Diese Äußerungen fielen, als der britische Außenminister David Cameron darauf hinwies, dass die Gesetzgebung die Gemeinsame Chinesisch-Britische Erklärung gefährdet, ein 1984 unterzeichnetes, international verbindliches Abkommen, in dem Peking zustimmte, Hongkong nach dem Grundsatz "Ein Land, zwei Systeme" zu führen.
"Das Vereinigte Königreich hat aufrührerische und unverantwortliche Kommentare zur Situation Hongkongs abgegeben ... das ist alles auf die tief verwurzelte Denkweise eines Kolonisators und Predigers zurückzuführen", sagte Pekings Außenbeauftragter in einer Erklärung.
Der Justizminister von Hongkong hat erklärt, dass Bürger, die wiederholt Kritik aus dem Ausland posten und ihre Zustimmung zu dieser Kritik zum Ausdruck bringen, der Aufstachelung zum Hass gegen die Behörden für schuldig befunden werden.
"Sagen wir, im Extremfall, wenn jemand wiederholt [Kritik aus dem Ausland] online stellt und Zustimmung zeigt - und dass er Kommentare hinzufügt, nur um andere Menschen zum Hass gegen Hongkong und die Zentralregierung anzustacheln - dann besteht natürlich ein Risiko", sagte Paul Lam in einem Fernsehinterview.

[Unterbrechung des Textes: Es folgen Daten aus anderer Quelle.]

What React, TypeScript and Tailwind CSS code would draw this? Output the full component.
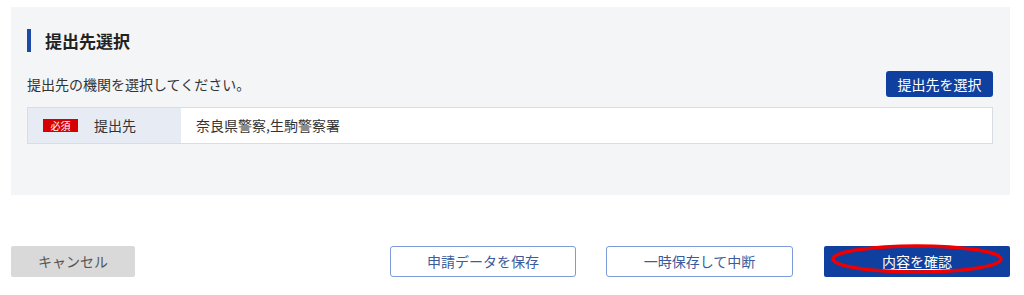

Es bleibt jedoch abzuwarten, ob dieses drakonische Gesetz, wie es in den internationalen Medien genannt wird, erfolgreich "Wohlstand und Stabilität (Hongkongs) sichern" wird, oder ob es eine tiefgreifende Herausforderung für die internationale Ordnung darstellt und die Beziehungen zwischen China und dem Rest der Welt weiter zu verschlechtern droht.